In a lengthy executive order published Monday afternoon, Trump cites "dangerous anti-American extremism that seeks to dismantle our country’s history, institutions, and very identity" as his impetus for creating his as-of-yet geographically ambiguous garden, which will feature dozens of statues of "historically significant" Americans.

That's where things get weird.

With the explanation that "each individual has been chosen for embodying the American spirit of daring and defiance, excellence and adventure, courage and confidence, loyalty and love," Trump goes on to list a dizzying litany of historical figures, seemingly chosen at random. Even by the nebulous criteria set out by the President, the list of proposed statue recipients shares no commonality or unifying sense of purpose and impact. Instead, it's a befuddling mix of celebrities, soldiers, politicians, and vaguely famous notables, many of whom would find the very idea of standing side by side with one another hilarious and bizarre.

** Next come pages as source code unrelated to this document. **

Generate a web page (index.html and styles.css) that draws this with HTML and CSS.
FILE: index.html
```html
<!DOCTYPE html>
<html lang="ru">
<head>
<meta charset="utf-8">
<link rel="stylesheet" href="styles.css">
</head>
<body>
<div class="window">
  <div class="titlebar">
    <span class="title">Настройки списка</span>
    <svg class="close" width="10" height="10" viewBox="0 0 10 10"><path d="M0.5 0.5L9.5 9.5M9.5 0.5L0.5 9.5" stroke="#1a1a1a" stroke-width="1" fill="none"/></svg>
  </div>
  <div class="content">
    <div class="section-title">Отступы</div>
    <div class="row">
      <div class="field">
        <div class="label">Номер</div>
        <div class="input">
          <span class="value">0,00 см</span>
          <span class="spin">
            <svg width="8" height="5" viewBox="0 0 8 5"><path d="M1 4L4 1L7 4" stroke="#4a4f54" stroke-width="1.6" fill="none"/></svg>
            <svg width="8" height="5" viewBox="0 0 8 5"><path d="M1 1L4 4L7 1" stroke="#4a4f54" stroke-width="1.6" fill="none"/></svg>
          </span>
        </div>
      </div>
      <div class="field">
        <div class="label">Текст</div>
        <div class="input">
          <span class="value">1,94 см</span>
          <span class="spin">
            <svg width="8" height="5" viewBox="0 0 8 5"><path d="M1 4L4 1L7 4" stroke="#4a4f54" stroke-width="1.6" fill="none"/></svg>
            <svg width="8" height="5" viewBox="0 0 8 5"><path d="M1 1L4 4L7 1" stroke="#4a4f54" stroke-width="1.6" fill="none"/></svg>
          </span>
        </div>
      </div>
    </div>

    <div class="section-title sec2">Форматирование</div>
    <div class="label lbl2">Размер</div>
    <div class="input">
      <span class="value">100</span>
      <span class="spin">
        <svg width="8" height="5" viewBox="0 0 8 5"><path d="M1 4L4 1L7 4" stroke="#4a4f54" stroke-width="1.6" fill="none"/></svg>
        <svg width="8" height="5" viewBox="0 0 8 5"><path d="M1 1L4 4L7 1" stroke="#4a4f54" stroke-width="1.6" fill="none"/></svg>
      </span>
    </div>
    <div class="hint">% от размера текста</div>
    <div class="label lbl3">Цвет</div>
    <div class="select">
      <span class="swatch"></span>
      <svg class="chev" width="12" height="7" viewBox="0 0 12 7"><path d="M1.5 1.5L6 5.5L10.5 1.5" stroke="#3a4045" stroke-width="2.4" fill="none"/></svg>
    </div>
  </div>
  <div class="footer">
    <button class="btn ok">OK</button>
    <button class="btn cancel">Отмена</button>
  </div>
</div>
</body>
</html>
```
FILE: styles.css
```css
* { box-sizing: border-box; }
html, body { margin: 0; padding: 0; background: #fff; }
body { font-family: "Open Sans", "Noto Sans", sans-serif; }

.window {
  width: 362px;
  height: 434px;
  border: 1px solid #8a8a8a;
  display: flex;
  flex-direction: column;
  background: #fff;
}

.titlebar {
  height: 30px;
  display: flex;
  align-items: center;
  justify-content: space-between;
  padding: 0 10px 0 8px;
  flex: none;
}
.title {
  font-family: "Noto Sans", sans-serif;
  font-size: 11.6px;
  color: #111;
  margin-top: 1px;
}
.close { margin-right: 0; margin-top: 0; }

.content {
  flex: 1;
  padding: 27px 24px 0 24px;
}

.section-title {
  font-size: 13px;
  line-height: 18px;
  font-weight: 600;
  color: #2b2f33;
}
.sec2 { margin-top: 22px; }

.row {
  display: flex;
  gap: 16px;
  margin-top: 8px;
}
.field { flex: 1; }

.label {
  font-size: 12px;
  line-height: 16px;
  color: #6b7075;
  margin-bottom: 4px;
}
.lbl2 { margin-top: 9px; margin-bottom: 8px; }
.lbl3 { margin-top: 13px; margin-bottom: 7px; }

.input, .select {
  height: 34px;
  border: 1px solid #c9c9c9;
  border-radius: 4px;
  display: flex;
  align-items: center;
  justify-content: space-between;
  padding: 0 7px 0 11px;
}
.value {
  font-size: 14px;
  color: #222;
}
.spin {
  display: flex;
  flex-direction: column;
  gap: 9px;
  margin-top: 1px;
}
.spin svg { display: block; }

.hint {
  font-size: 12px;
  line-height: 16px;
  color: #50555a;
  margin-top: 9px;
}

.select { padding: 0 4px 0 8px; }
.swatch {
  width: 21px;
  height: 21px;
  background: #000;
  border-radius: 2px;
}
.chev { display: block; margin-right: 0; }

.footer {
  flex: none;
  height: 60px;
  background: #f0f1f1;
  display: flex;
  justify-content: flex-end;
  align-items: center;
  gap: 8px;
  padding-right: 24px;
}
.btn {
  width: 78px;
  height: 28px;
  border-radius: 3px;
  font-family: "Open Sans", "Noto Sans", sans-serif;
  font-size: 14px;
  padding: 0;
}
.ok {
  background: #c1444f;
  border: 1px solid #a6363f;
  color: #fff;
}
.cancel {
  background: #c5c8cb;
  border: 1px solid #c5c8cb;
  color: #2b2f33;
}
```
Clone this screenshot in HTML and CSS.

Here is just a small, small sample of people the president intends to commemorate:

  • Hannah Arendt
  • William F. Buckley, Jr.
  • Samuel Colt
  • Ruth Bader Ginsburg
  • Barry Goldwater
  • Samuel Gompers
  • Charlton Heston
  • Elia Kazan
  • Helen Keller
  • Antonin Scalia
  • John Wayne

The list goes on and on and on, with each name adding to the sense that this is a collection of people chosen out of exaggerated bravado rather than deep historical significance. Alex Trebek? A great TV game show host, sure, but a national hero worthy of immortalization alongside Abraham Lincoln and Fredrick Douglass? Not so much. And how would committed Socialist Helen Keller feel about her statue standing in the same garden as Joseph McCarthy enabler Elia Kazan, or arch-conservative Barry Goldwater? Does it make sense for labor rights hero Samuel Gompers to be commemorated alongside viciously anti-Union Supreme Court Justice Antonin Scalia? Samuel Colt is only on this list because he invented a cheaper, more effective way to kill people!

Putting aside the odds of whether or not the President even knows who a fraction of his "greatest Americans who have ever lived" are, his National Garden sounds more like a monument to Trump's own sense of importance-by-proxy: The more famous people you can have associated with your name, the more famous you, yourself become. That there's no other rhyme or reason beyond that doesn't matter when all he seems to care about is fame and ego.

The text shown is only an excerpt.